Il y a un goût dans la pure amitié où ne peuvent atteindre ceux qui sont nés médiocres.

L’amitié peut subsister entre des gens de différents sexes, exempte même de toute grossièreté. Une femme cependant regarde toujours un homme comme un homme ; et réciproquement un homme regarde une femme comme une femme. Cette liaison n’est ni passion ni amitié pure : elle fait une classe à part.

L’amour naît brusquement, sans autre réflexion, par tempérament ou par faiblesse : un trait de beauté nous fixe, nous détermine. L’amitié au contraire se forme peu à peu, avec le temps, par la pratique, par un long commerce. Combien d’esprit, de bonté de cœur, d’attachement, de services et de complaisance dans les amis, pour faire en plusieurs années bien moins que ne fait quelquefois en un moment un beau visage ou une belle main !

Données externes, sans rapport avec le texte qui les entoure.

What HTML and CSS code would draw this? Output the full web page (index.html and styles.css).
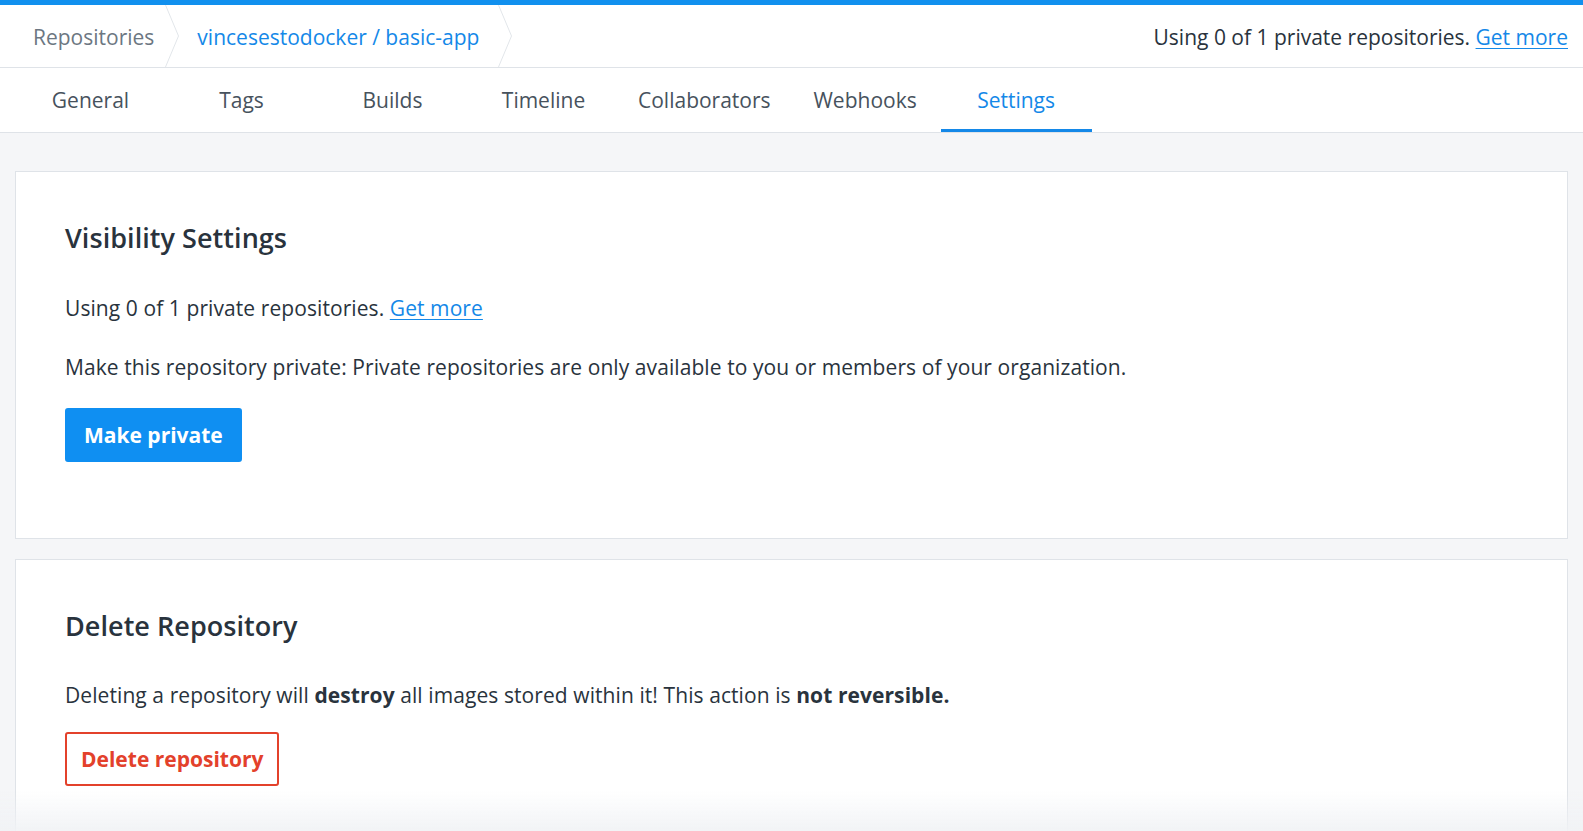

Le temps, qui fortifie les amitiés, affaiblit l’amour.

Tant que l’amour dure, il subsiste de soi-même, et quelquefois par les choses qui semblent le devoir éteindre, par les caprices, par les rigueurs, par l’éloignement, par la jalousie. L’amitié au contraire a besoin de secours : elle périt faute de soins, de confiance et de complaisance.

Il est plus ordinaire de voir un amour extrême qu’une parfaite amitié.

L’amour et l’amitié s’excluent l’un l’autre.

Celui qui a eu l’expérience d’un grand amour néglige l’amitié ; et celui qui est épuisé sur l’amitié n’a encore rien fait pour l’amour.

L’amour commence par l’amour ; et l’on ne saurait passer de la plus forte amitié qu’à un amour faible.

Rien ne ressemble mieux à une vive amitié, que ces liaisons que l’intérêt de notre amour nous fait cultiver.